REQUIRED WORK
Starting at the line that contains "Reproduce this screenshot with HTML and CSS." and stopping after the line that contains "number; name: string;", copy the lines exactly. Pictures are left out.

PROVIDED MATERIAL
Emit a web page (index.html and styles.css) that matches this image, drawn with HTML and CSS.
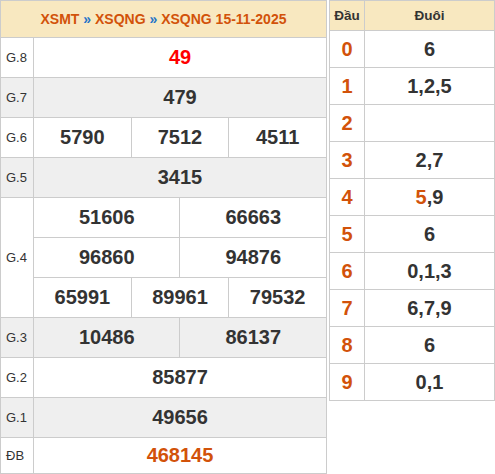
FILE: index.html
```html
<!DOCTYPE html>
<html>
<head>
<meta charset="utf-8">
<link rel="stylesheet" href="styles.css">
</head>
<body>
<div class="wrap">
  <table class="kq">
    <colgroup>
      <col class="c-lbl">
      <col span="6">
    </colgroup>
    <tr class="head">
      <th colspan="7"><span class="lnk">XSMT</span> <span class="sep">»</span> <span class="lnk">XSQNG</span> <span class="sep">»</span> <span class="lnk">XSQNG 15-11-2025</span></th>
    </tr>
    <tr>
      <td class="lbl">G.8</td>
      <td colspan="6" class="n red">49</td>
    </tr>
    <tr class="alt">
      <td class="lbl">G.7</td>
      <td colspan="6" class="n">479</td>
    </tr>
    <tr>
      <td class="lbl">G.6</td>
      <td colspan="2" class="n">5790</td>
      <td colspan="2" class="n">7512</td>
      <td colspan="2" class="n">4511</td>
    </tr>
    <tr class="alt">
      <td class="lbl">G.5</td>
      <td colspan="6" class="n">3415</td>
    </tr>
    <tr>
      <td class="lbl" rowspan="3">G.4</td>
      <td colspan="3" class="n">51606</td>
      <td colspan="3" class="n">66663</td>
    </tr>
    <tr>
      <td colspan="3" class="n">96860</td>
      <td colspan="3" class="n">94876</td>
    </tr>
    <tr>
      <td colspan="2" class="n">65991</td>
      <td colspan="2" class="n">89961</td>
      <td colspan="2" class="n">79532</td>
    </tr>
    <tr class="alt">
      <td class="lbl">G.3</td>
      <td colspan="3" class="n">10486</td>
      <td colspan="3" class="n">86137</td>
    </tr>
    <tr>
      <td class="lbl">G.2</td>
      <td colspan="6" class="n">85877</td>
    </tr>
    <tr class="alt">
      <td class="lbl">G.1</td>
      <td colspan="6" class="n">49656</td>
    </tr>
    <tr class="last">
      <td class="lbl">ĐB</td>
      <td colspan="6" class="n db">468145</td>
    </tr>
  </table>

  <table class="lt">
    <colgroup>
      <col class="c-dau">
      <col>
    </colgroup>
    <tr class="head">
      <th>Đầu</th>
      <th>Đuôi</th>
    </tr>
    <tr><td class="d">0</td><td class="v">6</td></tr>
    <tr><td class="d">1</td><td class="v">1,2,5</td></tr>
    <tr><td class="d">2</td><td class="v"></td></tr>
    <tr><td class="d">3</td><td class="v">2,7</td></tr>
    <tr><td class="d">4</td><td class="v"><span class="hl">5</span>,9</td></tr>
    <tr><td class="d">5</td><td class="v">6</td></tr>
    <tr><td class="d">6</td><td class="v">0,1,3</td></tr>
    <tr><td class="d">7</td><td class="v">6,7,9</td></tr>
    <tr><td class="d">8</td><td class="v">6</td></tr>
    <tr><td class="d">9</td><td class="v">0,1</td></tr>
  </table>
</div>
</body>
</html>
```

FILE: styles.css
```css
html, body {
  margin: 0;
  padding: 0;
  background: #fff;
}
body {
  font-family: "Liberation Sans", Arial, sans-serif;
  color: #333;
}
.wrap {
  display: flex;
  align-items: flex-start;
  gap: 2px;
}
table {
  border-collapse: collapse;
  table-layout: fixed;
}
td, th {
  border: 1px solid #ccc;
  padding: 0;
}
.kq {
  width: 327px;
}
.kq .c-lbl {
  width: 33px;
}
.kq .head th {
  height: 36px;
  background: #f8e8c0;
  font-size: 14px;
  font-weight: bold;
  text-align: center;
  color: #d2520a;
}
.kq .sep {
  color: #2474c8;
}
.kq tr {
  height: 40px;
}
.kq tr.head {
  height: 37px;
}
.kq tr.last {
  height: 36px;
}
.kq tr.alt td {
  background: #efefef;
}
.lbl {
  font-size: 13px;
  text-align: left;
  padding-left: 5px;
  color: #333;
}
.n {
  font-size: 20px;
  font-weight: bold;
  text-align: center;
  color: #333;
}
.n.red {
  color: #f00;
}
.n.db {
  color: #d2520a;
}
.lt {
  width: 166px;
}
.lt .c-dau {
  width: 35px;
}
.lt tr {
  height: 37px;
}
.lt tr.head {
  height: 30px;
}
.lt .head th {
  background: #f8e8c0;
  font-size: 13.5px;
  font-weight: bold;
  color: #333;
  text-align: center;
}
.lt .d {
  font-size: 20px;
  font-weight: bold;
  color: #d2520a;
  text-align: center;
}
.lt .v {
  font-size: 20px;
  font-weight: bold;
  color: #333;
  text-align: center;
}
.lt .hl {
  color: #d2520a;
}
```
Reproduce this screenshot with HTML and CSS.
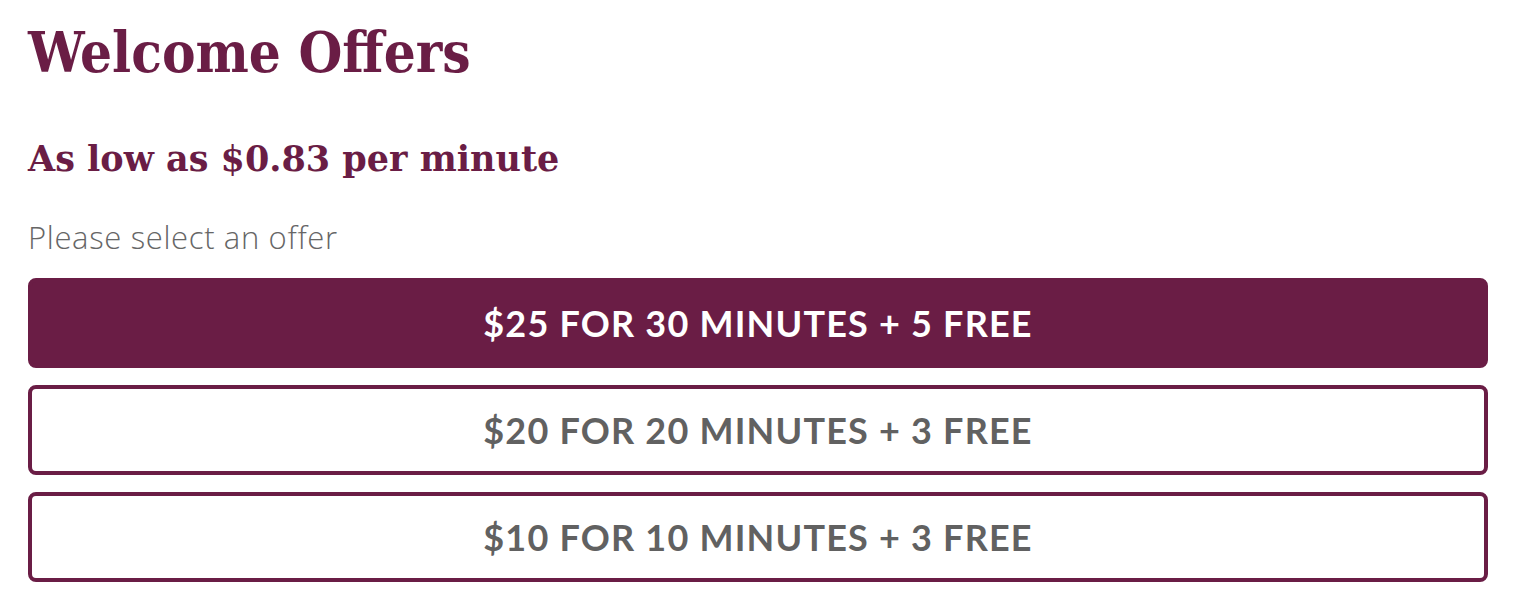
FILE: index.html
```html
<!DOCTYPE html>
<html lang="en">
<head>
<meta charset="utf-8">
<title>Welcome Offers</title>
<link rel="stylesheet" href="styles.css">
</head>
<body>
<main class="offers">
  <h1 class="offers__title">Welcome Offers</h1>
  <h2 class="offers__subtitle">As low as $0.83 per minute</h2>
  <p class="offers__hint">Please select an offer</p>
  <div class="offers__list">
    <button class="offer offer--selected" type="button">$25 FOR 30 MINUTES + 5 FREE</button>
    <button class="offer" type="button">$20 FOR 20 MINUTES + 3 FREE</button>
    <button class="offer" type="button">$10 FOR 10 MINUTES + 3 FREE</button>
  </div>
</main>
</body>
</html>
```

FILE: styles.css
```css
html, body {
  margin: 0;
  padding: 0;
  background: #ffffff;
}

.offers {
  width: 1460px;
  margin-left: 28px;
  padding-top: 24px;
}

.offers__title {
  margin: 0;
  font-family: "DejaVu Serif Condensed", "DejaVu Serif", "Liberation Serif", serif;
  font-stretch: condensed;
  font-weight: 700;
  font-size: 56px;
  line-height: 56px;
  color: #6a1d45;
}

.offers__subtitle {
  margin: 61px 0 0;
  font-family: "DejaVu Serif", "Liberation Serif", serif;
  font-weight: 700;
  font-size: 35px;
  line-height: 35px;
  color: #6a1d45;
}

.offers__hint {
  margin: 46px 0 0;
  font-family: "Open Sans", "Lato", sans-serif;
  font-weight: 300;
  font-size: 31px;
  line-height: 30px;
  letter-spacing: 0.65px;
  color: #666666;
}

.offers__list {
  display: flex;
  flex-direction: column;
  gap: 17px;
  margin-top: 26px;
}

.offer {
  display: flex;
  align-items: center;
  justify-content: center;
  box-sizing: border-box;
  width: 100%;
  height: 90px;
  padding: 0;
  border: 4px solid #6a1d45;
  border-radius: 8px;
  background: #ffffff;
  font-family: "Lato", "Open Sans", sans-serif;
  font-weight: 700;
  font-size: 36px;
  letter-spacing: 1.2px;
  color: #616161;
  cursor: pointer;
}

.offer--selected {
  background: #6a1d45;
  color: #ffffff;
}
```
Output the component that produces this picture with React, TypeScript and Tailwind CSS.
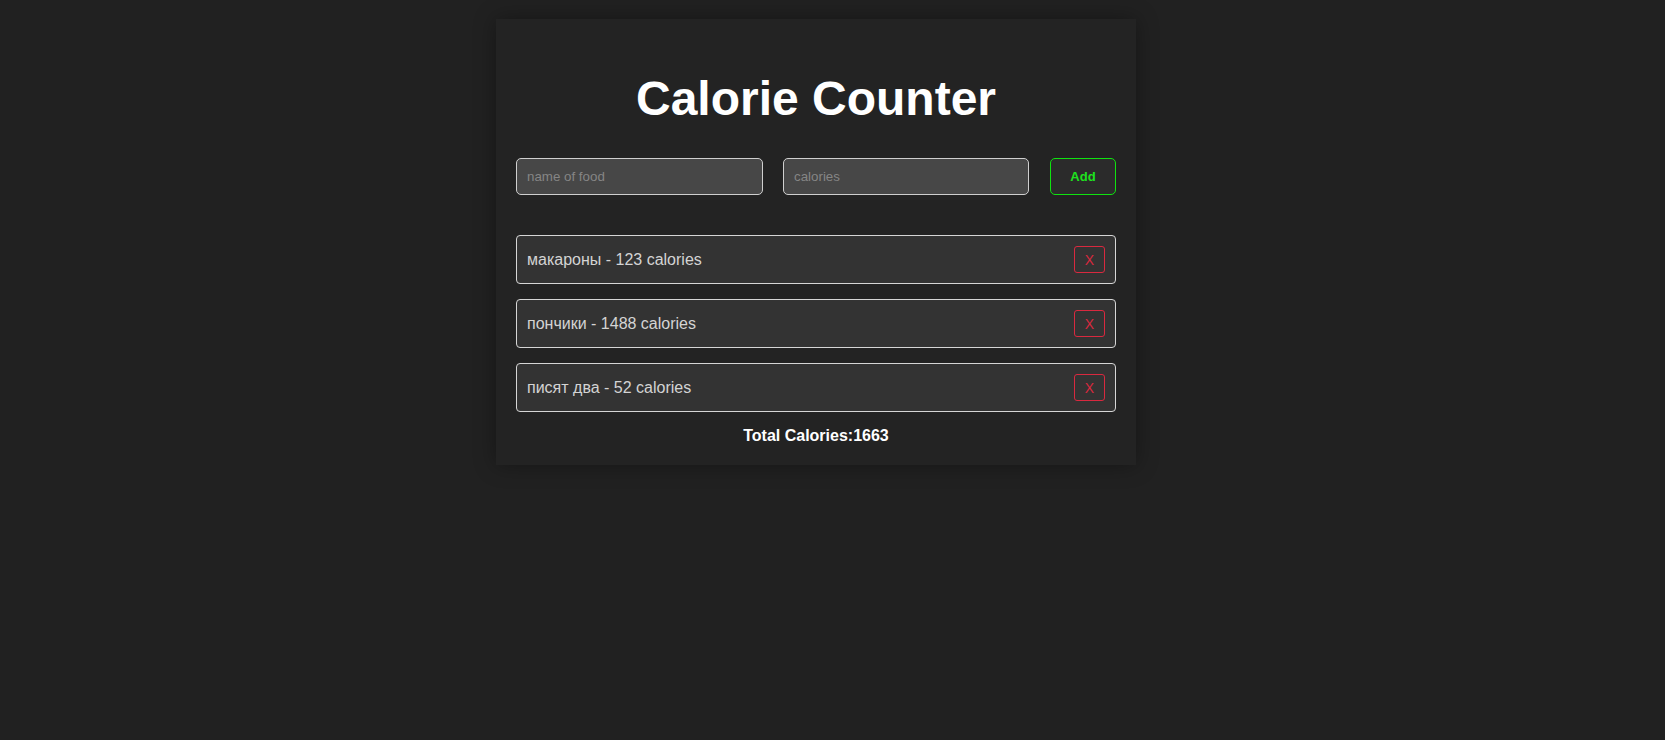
import { useState } from 'react';

type Food = { id: number; name: string; calories: number };

const initialFoods: Food[] = [
    { id: 1, name: 'макароны', calories: 123 },
    { id: 2, name: 'пончики', calories: 1488 },
    { id: 3, name: 'писят два', calories: 52 },
];

export default function App() {
    const [foods, setFoods] = useState<Food[]>(initialFoods);
    const [name, setName] = useState('');
    const [calories, setCalories] = useState('');

    const total = foods.reduce((sum, f) => sum + f.calories, 0);

    const addFood = () => {
        const value = parseInt(calories, 10);
        if (!name.trim() || isNaN(value)) return;
        setFoods([...foods, { id: Date.now(), name: name.trim(), calories: value }]);
        setName('');
        setCalories('');
    };

    return (
        <div className="min-h-screen w-full bg-[#212121] pt-[19px] pr-[33px] font-['Liberation_Sans',Arial,sans-serif]">
            <div className="mx-auto w-[640px] bg-[#232323] p-5 shadow-[0_0_20px_rgba(0,0,0,0.35)]">
                <h1 className="my-8 text-center text-5xl leading-[normal] font-bold text-white">Calorie Counter</h1>

                {/* input row */}
                <div className="flex items-center gap-5">
                    <input
                        value={name}
                        onChange={(e) => setName(e.target.value)}
                        placeholder="name of food"
                        className="h-[37px] w-[247px] rounded-[5px] border border-[#cfcfcf] bg-[#474747] px-[10px] text-[13.33px] text-[#ddd] outline-none placeholder:text-[#858585]"
                    />
                    <input
                        value={calories}
                        onChange={(e) => setCalories(e.target.value)}
                        placeholder="calories"
                        className="h-[37px] w-[246px] rounded-[5px] border border-[#cfcfcf] bg-[#474747] px-[10px] text-[13.33px] text-[#ddd] outline-none placeholder:text-[#858585]"
                    />
                    <button
                        onClick={addFood}
                        className="ml-auto h-[37px] w-[66px] rounded-[5px] border border-[#0fe30f] bg-[#2b2b2b] text-[13px] font-bold text-[#1ee11e]"
                    >
                        Add
                    </button>
                </div>

                {/* food list */}
                <ul className="mt-10 flex flex-col gap-[15px]">
                    {foods.map((food) => (
                        <li
                            key={food.id}
                            className="flex h-[49px] items-center justify-between rounded-[4px] border border-[#d6d6d6] bg-[#333333] px-[10px] text-base text-[#d4d4d4]"
                        >
                            <span>
                                {food.name} - {food.calories} calories
                            </span>
                            <button
                                onClick={() => setFoods(foods.filter((f) => f.id !== food.id))}
                                className="h-[27px] w-[31px] rounded-[3px] border border-[#d9293f] text-sm text-[#d9293f]"
                            >
                                X
                            </button>
                        </li>
                    ))}
                </ul>

                <p className="mt-[15px] text-center text-base leading-[18px] font-bold text-white">Total Calories:{total}</p>
            </div>
        </div>
    );
}
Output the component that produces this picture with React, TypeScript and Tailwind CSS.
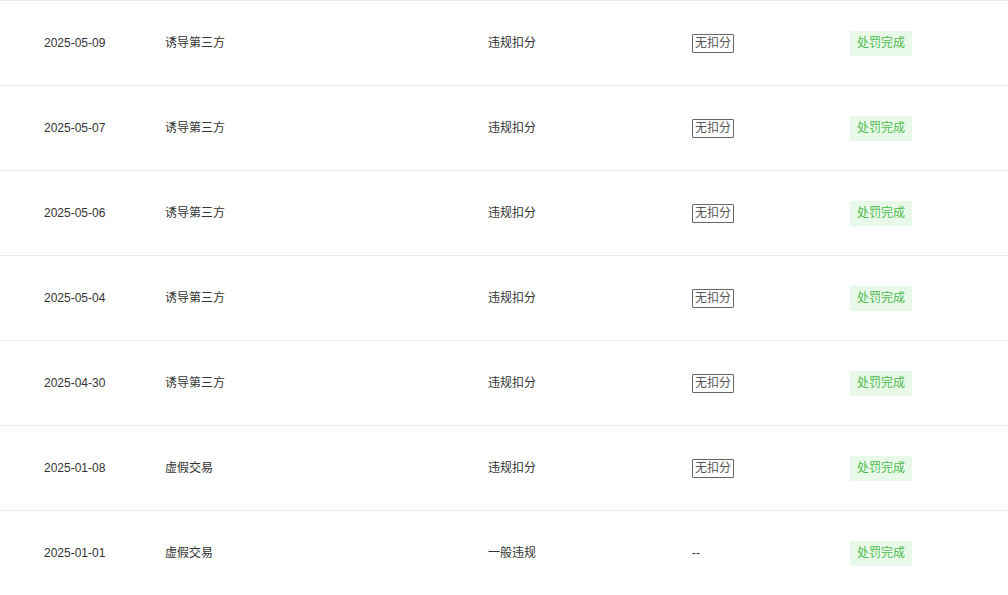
import React from "react";

interface Record {
  date: string;
  reason: string;
  type: string;
  score: string | null;
  status: string;
}

const records: Record[] = [
  { date: "2025-05-09", reason: "诱导第三方", type: "违规扣分", score: "无扣分", status: "处罚完成" },
  { date: "2025-05-07", reason: "诱导第三方", type: "违规扣分", score: "无扣分", status: "处罚完成" },
  { date: "2025-05-06", reason: "诱导第三方", type: "违规扣分", score: "无扣分", status: "处罚完成" },
  { date: "2025-05-04", reason: "诱导第三方", type: "违规扣分", score: "无扣分", status: "处罚完成" },
  { date: "2025-04-30", reason: "诱导第三方", type: "违规扣分", score: "无扣分", status: "处罚完成" },
  { date: "2025-01-08", reason: "虚假交易", type: "违规扣分", score: "无扣分", status: "处罚完成" },
  { date: "2025-01-01", reason: "虚假交易", type: "一般违规", score: null, status: "处罚完成" },
];

export default function App() {
  return (
    <div
      className="w-[1008px] h-[595px] overflow-hidden bg-white text-[12px] text-[#333]"
      style={{ fontFamily: '"Liberation Sans", "Noto Sans CJK SC", sans-serif' }}
    >
      {records.map((r, i) => (
        <div key={i} className="flex items-center h-[85px] border-t border-[#ebebeb] pl-[44px]">
          <div className="w-[121px]">{r.date}</div>
          <div className="w-[323px]">{r.reason}</div>
          <div className="w-[204px]">{r.type}</div>
          <div className="w-[158px]">
            {r.score ? (
              <span className="inline-block border border-[#666] text-[#555] px-[2px] leading-[17px] rounded-[1px]">
                {r.score}
              </span>
            ) : (
              <span className="text-[#333]">--</span>
            )}
          </div>
          <div>
            <span className="inline-block bg-[#e9f9e9] text-[#4cbb4c] px-[7px] leading-[25px]">
              {r.status}
            </span>
          </div>
        </div>
      ))}
    </div>
  );
}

RESULT OF THE EXERCISE
Reproduce this screenshot with HTML and CSS.
FILE: index.html
```html
<!DOCTYPE html>
<html lang="en">
<head>
<meta charset="utf-8">
<title>Welcome Offers</title>
<link rel="stylesheet" href="styles.css">
</head>
<body>
<main class="offers">
  <h1 class="offers__title">Welcome Offers</h1>
  <h2 class="offers__subtitle">As low as $0.83 per minute</h2>
  <p class="offers__hint">Please select an offer</p>
  <div class="offers__list">
    <button class="offer offer--selected" type="button">$25 FOR 30 MINUTES + 5 FREE</button>
    <button class="offer" type="button">$20 FOR 20 MINUTES + 3 FREE</button>
    <button class="offer" type="button">$10 FOR 10 MINUTES + 3 FREE</button>
  </div>
</main>
</body>
</html>
```

FILE: styles.css
```css
html, body {
  margin: 0;
  padding: 0;
  background: #ffffff;
}

.offers {
  width: 1460px;
  margin-left: 28px;
  padding-top: 24px;
}

.offers__title {
  margin: 0;
  font-family: "DejaVu Serif Condensed", "DejaVu Serif", "Liberation Serif", serif;
  font-stretch: condensed;
  font-weight: 700;
  font-size: 56px;
  line-height: 56px;
  color: #6a1d45;
}

.offers__subtitle {
  margin: 61px 0 0;
  font-family: "DejaVu Serif", "Liberation Serif", serif;
  font-weight: 700;
  font-size: 35px;
  line-height: 35px;
  color: #6a1d45;
}

.offers__hint {
  margin: 46px 0 0;
  font-family: "Open Sans", "Lato", sans-serif;
  font-weight: 300;
  font-size: 31px;
  line-height: 30px;
  letter-spacing: 0.65px;
  color: #666666;
}

.offers__list {
  display: flex;
  flex-direction: column;
  gap: 17px;
  margin-top: 26px;
}

.offer {
  display: flex;
  align-items: center;
  justify-content: center;
  box-sizing: border-box;
  width: 100%;
  height: 90px;
  padding: 0;
  border: 4px solid #6a1d45;
  border-radius: 8px;
  background: #ffffff;
  font-family: "Lato", "Open Sans", sans-serif;
  font-weight: 700;
  font-size: 36px;
  letter-spacing: 1.2px;
  color: #616161;
  cursor: pointer;
}

.offer--selected {
  background: #6a1d45;
  color: #ffffff;
}
```
Output the component that produces this picture with React, TypeScript and Tailwind CSS.
import { useState } from 'react';

type Food = { id: number; name: string; calories: number };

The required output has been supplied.